→ Work instructions: Produce an exact transcription of the listing below, omitting the pictures.

□ □ □ □ □ □ □

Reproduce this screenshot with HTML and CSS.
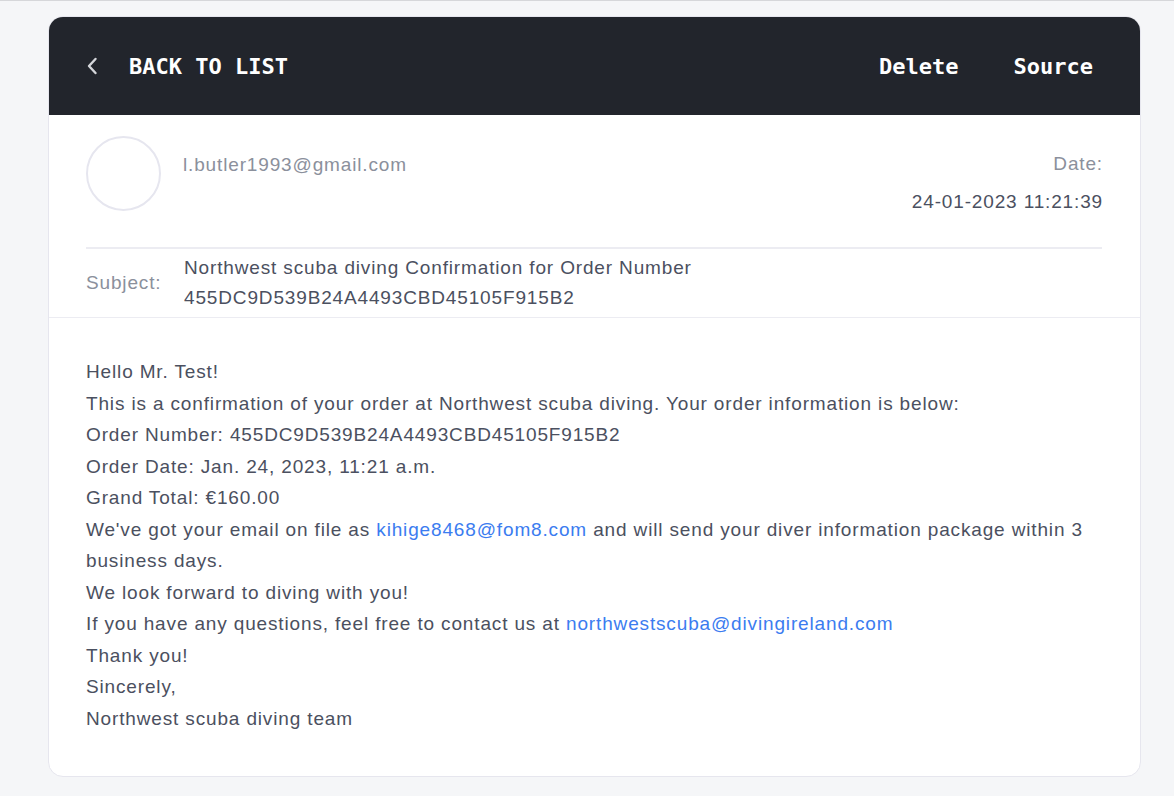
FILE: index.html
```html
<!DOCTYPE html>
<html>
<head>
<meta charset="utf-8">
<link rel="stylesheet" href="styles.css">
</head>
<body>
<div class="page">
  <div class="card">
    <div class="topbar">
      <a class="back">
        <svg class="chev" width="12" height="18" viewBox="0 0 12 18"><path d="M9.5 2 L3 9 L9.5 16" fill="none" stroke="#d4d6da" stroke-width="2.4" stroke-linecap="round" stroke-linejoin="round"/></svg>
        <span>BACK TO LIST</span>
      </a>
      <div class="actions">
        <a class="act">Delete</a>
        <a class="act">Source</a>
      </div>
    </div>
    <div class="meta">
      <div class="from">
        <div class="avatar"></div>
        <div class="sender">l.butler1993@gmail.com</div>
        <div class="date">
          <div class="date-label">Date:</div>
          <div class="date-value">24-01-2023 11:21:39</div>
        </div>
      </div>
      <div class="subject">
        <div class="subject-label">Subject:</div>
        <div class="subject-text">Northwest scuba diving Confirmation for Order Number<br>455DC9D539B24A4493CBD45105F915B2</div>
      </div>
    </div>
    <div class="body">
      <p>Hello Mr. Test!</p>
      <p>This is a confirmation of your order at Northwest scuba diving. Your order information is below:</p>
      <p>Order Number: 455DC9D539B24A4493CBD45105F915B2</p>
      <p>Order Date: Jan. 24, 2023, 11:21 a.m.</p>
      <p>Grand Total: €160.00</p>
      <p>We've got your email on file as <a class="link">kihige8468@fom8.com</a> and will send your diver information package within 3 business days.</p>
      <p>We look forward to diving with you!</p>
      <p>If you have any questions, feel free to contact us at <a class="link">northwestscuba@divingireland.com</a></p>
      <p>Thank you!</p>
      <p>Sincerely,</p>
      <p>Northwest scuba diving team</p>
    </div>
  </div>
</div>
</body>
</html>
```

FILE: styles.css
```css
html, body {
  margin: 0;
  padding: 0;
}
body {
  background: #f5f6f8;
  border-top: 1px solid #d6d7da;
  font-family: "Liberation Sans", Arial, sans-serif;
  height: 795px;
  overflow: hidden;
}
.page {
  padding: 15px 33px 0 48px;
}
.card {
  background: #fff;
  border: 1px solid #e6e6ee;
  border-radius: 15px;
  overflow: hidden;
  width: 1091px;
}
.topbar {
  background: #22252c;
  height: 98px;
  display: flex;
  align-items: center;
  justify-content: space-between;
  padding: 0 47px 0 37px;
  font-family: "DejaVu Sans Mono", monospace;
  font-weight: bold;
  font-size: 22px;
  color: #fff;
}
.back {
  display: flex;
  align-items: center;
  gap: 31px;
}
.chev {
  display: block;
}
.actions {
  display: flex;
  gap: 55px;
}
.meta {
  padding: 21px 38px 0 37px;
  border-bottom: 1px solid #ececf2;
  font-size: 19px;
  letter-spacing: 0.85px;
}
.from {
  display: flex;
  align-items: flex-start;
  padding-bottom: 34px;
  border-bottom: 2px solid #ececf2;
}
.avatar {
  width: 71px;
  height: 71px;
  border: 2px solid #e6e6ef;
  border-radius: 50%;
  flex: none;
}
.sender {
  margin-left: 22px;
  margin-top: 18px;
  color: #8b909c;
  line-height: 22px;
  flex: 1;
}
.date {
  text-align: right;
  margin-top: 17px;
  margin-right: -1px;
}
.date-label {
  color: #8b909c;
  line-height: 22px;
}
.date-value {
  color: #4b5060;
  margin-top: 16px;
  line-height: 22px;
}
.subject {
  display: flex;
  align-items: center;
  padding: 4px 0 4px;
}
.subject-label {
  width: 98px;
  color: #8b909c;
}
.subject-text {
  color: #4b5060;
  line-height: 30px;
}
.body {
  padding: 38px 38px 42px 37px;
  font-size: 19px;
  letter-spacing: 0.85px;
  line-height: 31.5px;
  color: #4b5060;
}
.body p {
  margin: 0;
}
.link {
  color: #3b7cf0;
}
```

□ □ □ □ □ □ □

→ Result for this task:
Reproduce this screenshot with HTML and CSS.
FILE: index.html
```html
<!DOCTYPE html>
<html>
<head>
<meta charset="utf-8">
<link rel="stylesheet" href="styles.css">
</head>
<body>
<div class="page">
  <div class="card">
    <div class="topbar">
      <a class="back">
        <svg class="chev" width="12" height="18" viewBox="0 0 12 18"><path d="M9.5 2 L3 9 L9.5 16" fill="none" stroke="#d4d6da" stroke-width="2.4" stroke-linecap="round" stroke-linejoin="round"/></svg>
        <span>BACK TO LIST</span>
      </a>
      <div class="actions">
        <a class="act">Delete</a>
        <a class="act">Source</a>
      </div>
    </div>
    <div class="meta">
      <div class="from">
        <div class="avatar"></div>
        <div class="sender">l.butler1993@gmail.com</div>
        <div class="date">
          <div class="date-label">Date:</div>
          <div class="date-value">24-01-2023 11:21:39</div>
        </div>
      </div>
      <div class="subject">
        <div class="subject-label">Subject:</div>
        <div class="subject-text">Northwest scuba diving Confirmation for Order Number<br>455DC9D539B24A4493CBD45105F915B2</div>
      </div>
    </div>
    <div class="body">
      <p>Hello Mr. Test!</p>
      <p>This is a confirmation of your order at Northwest scuba diving. Your order information is below:</p>
      <p>Order Number: 455DC9D539B24A4493CBD45105F915B2</p>
      <p>Order Date: Jan. 24, 2023, 11:21 a.m.</p>
      <p>Grand Total: €160.00</p>
      <p>We've got your email on file as <a class="link">kihige8468@fom8.com</a> and will send your diver information package within 3 business days.</p>
      <p>We look forward to diving with you!</p>
      <p>If you have any questions, feel free to contact us at <a class="link">northwestscuba@divingireland.com</a></p>
      <p>Thank you!</p>
      <p>Sincerely,</p>
      <p>Northwest scuba diving team</p>
    </div>
  </div>
</div>
</body>
</html>
```

FILE: styles.css
```css
html, body {
  margin: 0;
  padding: 0;
}
body {
  background: #f5f6f8;
  border-top: 1px solid #d6d7da;
  font-family: "Liberation Sans", Arial, sans-serif;
  height: 795px;
  overflow: hidden;
}
.page {
  padding: 15px 33px 0 48px;
}
.card {
  background: #fff;
  border: 1px solid #e6e6ee;
  border-radius: 15px;
  overflow: hidden;
  width: 1091px;
}
.topbar {
  background: #22252c;
  height: 98px;
  display: flex;
  align-items: center;
  justify-content: space-between;
  padding: 0 47px 0 37px;
  font-family: "DejaVu Sans Mono", monospace;
  font-weight: bold;
  font-size: 22px;
  color: #fff;
}
.back {
  display: flex;
  align-items: center;
  gap: 31px;
}
.chev {
  display: block;
}
.actions {
  display: flex;
  gap: 55px;
}
.meta {
  padding: 21px 38px 0 37px;
  border-bottom: 1px solid #ececf2;
  font-size: 19px;
  letter-spacing: 0.85px;
}
.from {
  display: flex;
  align-items: flex-start;
  padding-bottom: 34px;
  border-bottom: 2px solid #ececf2;
}
.avatar {
  width: 71px;
  height: 71px;
  border: 2px solid #e6e6ef;
  border-radius: 50%;
  flex: none;
}
.sender {
  margin-left: 22px;
  margin-top: 18px;
  color: #8b909c;
  line-height: 22px;
  flex: 1;
}
.date {
  text-align: right;
  margin-top: 17px;
  margin-right: -1px;
}
.date-label {
  color: #8b909c;
  line-height: 22px;
}
.date-value {
  color: #4b5060;
  margin-top: 16px;
  line-height: 22px;
}
.subject {
  display: flex;
  align-items: center;
  padding: 4px 0 4px;
}
.subject-label {
  width: 98px;
  color: #8b909c;
}
.subject-text {
  color: #4b5060;
  line-height: 30px;
}
.body {
  padding: 38px 38px 42px 37px;
  font-size: 19px;
  letter-spacing: 0.85px;
  line-height: 31.5px;
  color: #4b5060;
}
.body p {
  margin: 0;
}
.link {
  color: #3b7cf0;
}
```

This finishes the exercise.